The Justice Department on Tuesday asked a federal appeals court to throw out the seditious conspiracy convictions of Proud Boys and Oath Keepers leaders who were sentenced to prison terms for leading members of the far-right extremist groups in attacking the U.S. Capitol to keep President Trump in the White House more than five years ago.

Trump commuted the prison sentences of several Proud Boys and Oath Keepers leaders in January 2025 in a sweeping act of clemency for all 1,500-plus defendants charged in the Jan. 6, 2021, attack.

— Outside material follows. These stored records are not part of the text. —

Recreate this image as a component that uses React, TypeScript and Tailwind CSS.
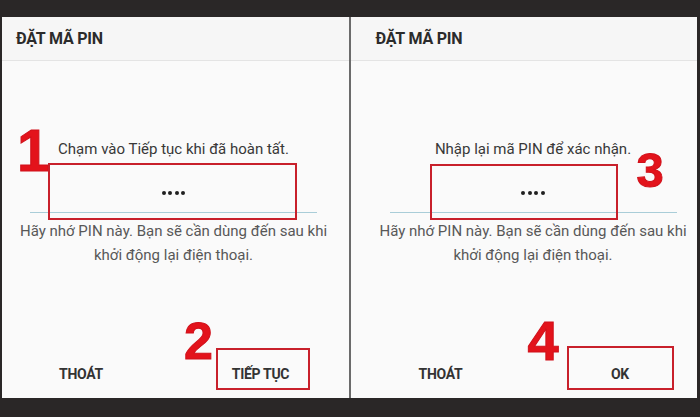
import React from "react";

type PanelProps = {
  padLeft: string;
  prompt: string;
  confirm: string;
  children?: React.ReactNode;
};

function PinDots() {
  return (
    <div className="flex items-center gap-[2.5px]">
      <span className="w-[4px] h-[4px] rounded-full bg-[#1f1f1f]" />
      <span className="w-[4px] h-[4px] rounded-full bg-[#1f1f1f]" />
      <span className="w-[4px] h-[4px] rounded-full bg-[#1f1f1f]" />
      <span className="w-[4px] h-[4px] rounded-full bg-[#1f1f1f]" />
    </div>
  );
}

function PinPanel({ padLeft, prompt, confirm, children }: PanelProps) {
  return (
    <div className="relative flex-1 flex flex-col bg-[#fafafa] font-['Roboto',_sans-serif]">
      {/* Header */}
      <div className={`h-[44px] flex items-center border-b border-[#e4e4e4] bg-[#f6f6f6] ${padLeft}`}>
        <span className="text-[16px] font-bold text-[#2b2b2b] tracking-[-0.2px]">ĐẶT MÃ PIN</span>
      </div>

      {/* Body */}
      <div className={`flex-1 flex flex-col ${padLeft}`}>
        <div className="w-[315px] flex flex-col flex-1">
          <p className="mt-[78px] text-center text-[15px] leading-[20px] text-[#383838]">{prompt}</p>
          <div className="mt-[3px] h-[51px] pt-[12px] flex items-center justify-center border-b-[1.5px] border-[#a9cdd8] mx-[14px]">
            <PinDots />
          </div>
          <p className="mt-[6px] text-center text-[15px] leading-[24px] text-[#585858]">
            Hãy nhớ PIN này. Bạn sẽ cần dùng đến sau khi
            <br />
            khởi động lại điện thoại.
          </p>
          <div className="mt-auto h-[48px] flex items-center">
            <button type="button" className="w-[130px] text-center text-[14px] font-bold text-[#333] tracking-[-0.3px]">
              THOÁT
            </button>
            <button type="button" className="ml-auto w-[141px] text-center text-[14px] font-bold text-[#333] tracking-[-0.3px]">
              {confirm}
            </button>
          </div>
        </div>
      </div>

      {children}
    </div>
  );
}

const stepNum =
  "absolute leading-none font-bold text-[#e3131b] font-['Liberation_Sans',_Arial,_sans-serif] [-webkit-text-stroke:1px_#d0101a]";
const markBox = "absolute border-2 border-[#c8202b]";

export default function App() {
  return (
    <div className="w-[700px] h-[417px] bg-[#2a2727] flex flex-col">
      <div className="h-[17px]" />
      <div className="flex-1 flex pl-[2px] pr-[3px]">
        <PinPanel padLeft="pl-[14px]" prompt="Chạm vào Tiếp tục khi đã hoàn tất." confirm="TIẾP TỤC">
          <span className={`${stepNum} text-[59px] left-[15px] top-[105px]`}>1</span>
          <div className={`${markBox} left-[46px] top-[146px] w-[249px] h-[57px]`} />
          <span className={`${stepNum} text-[52px] left-[182px] top-[298px]`}>2</span>
          <div className={`${markBox} left-[214px] top-[331px] w-[94px] h-[42px]`} />
        </PinPanel>

        <div className="w-[2px] bg-[#6b6b6b]" />

        <PinPanel padLeft="pl-[25px]" prompt="Nhập lại mã PIN để xác nhận." confirm="OK">
          <span className={`${stepNum} text-[49px] left-[286px] top-[129px]`}>3</span>
          <div className={`${markBox} left-[79px] top-[147px] w-[188px] h-[56px]`} />
          <span className={`${stepNum} text-[56px] left-[177px] top-[296px]`}>4</span>
          <div className={`${markBox} left-[216px] top-[329px] w-[107px] h-[44px]`} />
        </PinPanel>
      </div>
      <div className="h-[19px]" />
    </div>
  );
}
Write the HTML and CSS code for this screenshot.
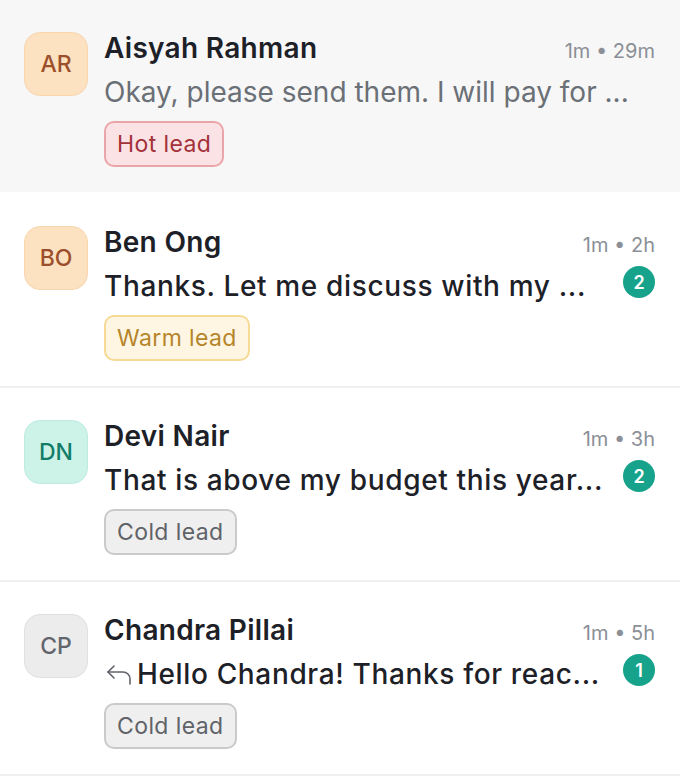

The request by the Justice Department would go a step further and erase the convictions for the extremist group leaders, including Oath Keepers founder Stewart Rhodes.

In court filings, prosecutors asked the U.S. Court of Appeals for the District of Columbia Circuit to vacate the convictions so that the government can permanently dismiss the indictments.

“The government’s motion to vacate in this case is consistent with its practice of moving the Supreme Court to vacate convictions in cases where the government has decided in its prosecutorial discretion that dismissal of a criminal case is in the interests of justice — motions that the Supreme Court routinely grants,” prosecutors wrote in a court filing signed by U.S. Atty. Jeanine Pirro.

Juries in Washington convicted the Proud Boys and Oath Keepers leaders of orchestrating violent plots to stop the peaceful transfer of power after Trump’s 2020 election loss to Democratic President Biden.

Kunzelman and Richer write for the Associated Press.